Because we all need an emotional backbone to keep us sane, if your home life is hectic, it can be tough to leave the chaos at the door when you clock in with your boss in the morning.
“The people that we spend the most time with have an enormous impact on our identities, period,” Koch said.
“No matter how smart, talented, and fabulous you are, a romantic partner who isn’t a good match has the potential to be the single determining factor in whether or not you’re successful in your career.”
2. They don’t agree with your meaning of ‘quality of life’
Consider your friend group from college: While some married as soon as their diploma was in their hand, others waited a decade and travelled the world instead, collecting passport stamps instead of stroller seats.
While most people land somewhere in the middle of being nomadic and growing roots, Koch said choosing a partner who values and desires the same quality of life as you do will ensure your happiness post-working hours.
“For one partner, quality of life might mean ample time off to spend with your partner, adventuring around the city, and having time to spend on personal growth. If the other partner in the relationship equates ‘quality of life’ with ‘financial security’, and becomes a workaholic as a result — you have a problem,” she said.
To figure out if you’re both speeding toward the same endgame, Koch recommends having a brainstorming session together where you envision what an ideal life would look like — from how you both excel in your respective job titles to how you’d like to spend your vacations and weekends and beyond.
“This is where you can discuss where you have differing ideas and consider attending a facilitated core values workshop to help you understand what is fundamentally important to you both,” Koch said.
3. They don’t support you at home
While Koch said this all-too-common occurrence – also known as mental load – primarily impacts women, who are balancing their maternal and professional timetables, men can also feel the brunt, too.
What it boils down to is how active your partner is within the duties of your home.
When there isn’t an effective balance and one person is spending more time cleaning, tending to children, and running errands, they’ll ultimately feel run down and exhausted, leading to a poor work performance.
“No one can work 24/7, and if you don’t have adequate support at home, you’ll find yourself constantly exhausted. Tired brains don’t make for smart, accomplishing professionals,” Koch said.
To help remedy this situation, Koch warns it’ll take ample patience and reinforcement to implement change.
The first step though? Having a candid conversation where you barter about the responsibilities of the home and decide who will take which task. The key is to keep the energy light and positive, and really think about which chores make the most sense for each of you.
“If one of you finds dishes meditative, and the other really likes folding warm, fluffy laundry, then those should be your assigned tasks,” she said.
As for the must-do’s that no one wants to add to their docket? Keep it neutral and make it fair.
“Do your best to take traditional gender roles out of this conversation. Arbitrarily separating ‘pink’ and ‘blue’ jobs is a shortcut to resentment,” she said.
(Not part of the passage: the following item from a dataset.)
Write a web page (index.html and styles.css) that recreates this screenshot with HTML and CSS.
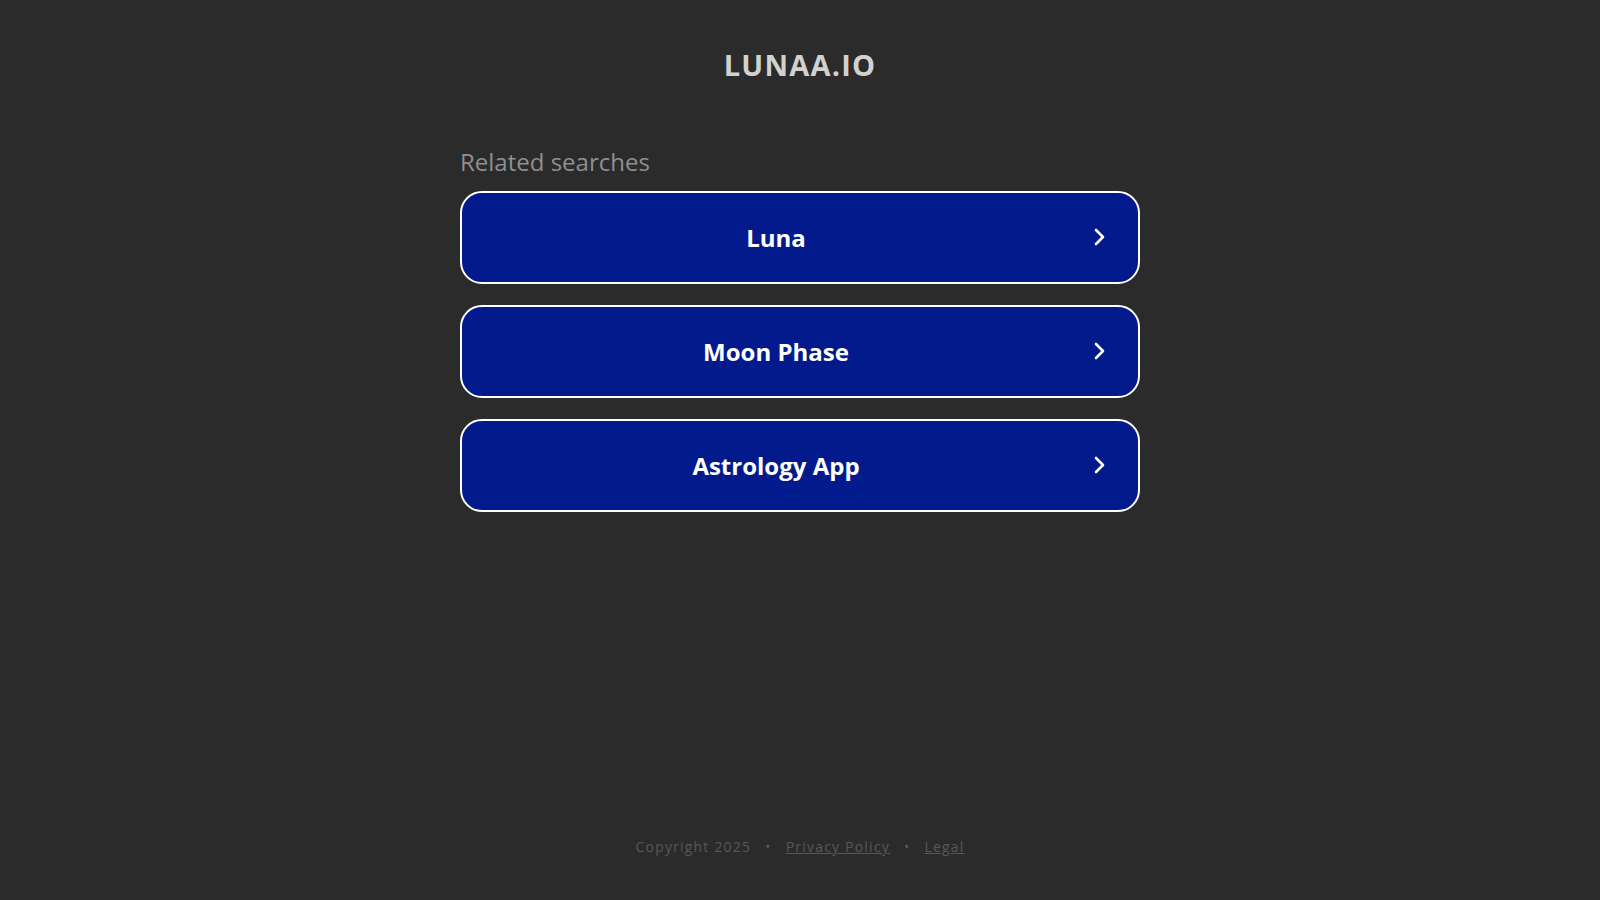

4. They make you feel bad about yourself
Those cheerleaders you’ve collected over the years — from high school and college comrades to those pals who made a new city feel like home and the travel buddies you’ve shared the world with — make you feel joyful and appreciated.
Of all the quality friendships in your life, though, your relationship should be the one that’s the most empowering and encouraging.
Because your partner is meant to be there through all of the trials and triumphs that inevitably come with life, having a partner who doesn’t make you feel like the rockstar you are can be detrimental to your confidence. And poor self-esteem doesn’t have a place in any office, anywhere.
“If you have a partner who is constantly telling you how awesome, smart, talented, and wonderful you are, that’s going to influence the running commentary you have in your head. Those thoughts will lead to feelings like competence, confidence, passion, excitement, daring, and drive,” Koch said.
“If, on the other hand, you have a partner who doesn’t care about your work, feels like you’re doing something that isn’t worthwhile, or reinforces any of the ugly things you think about yourself, you’ll find yourself caught in a litany of thoughts that make you feel insecure, incompetent, unsupported and afraid.”
The bottom line
It seems pretty straightforward on which one will earn you the most happiness, right? A partner who doesn’t come to your corner and isn’t present for you only has one way to go on your ladder: kicked off, ASAP.
“Just as you would choose a business partner whose skills complement your own, and who doesn’t undermine you, be intentional about choosing a romantic partner who makes you feel more like yourself in the best, most deeply satisfying and supported way,” Koch said.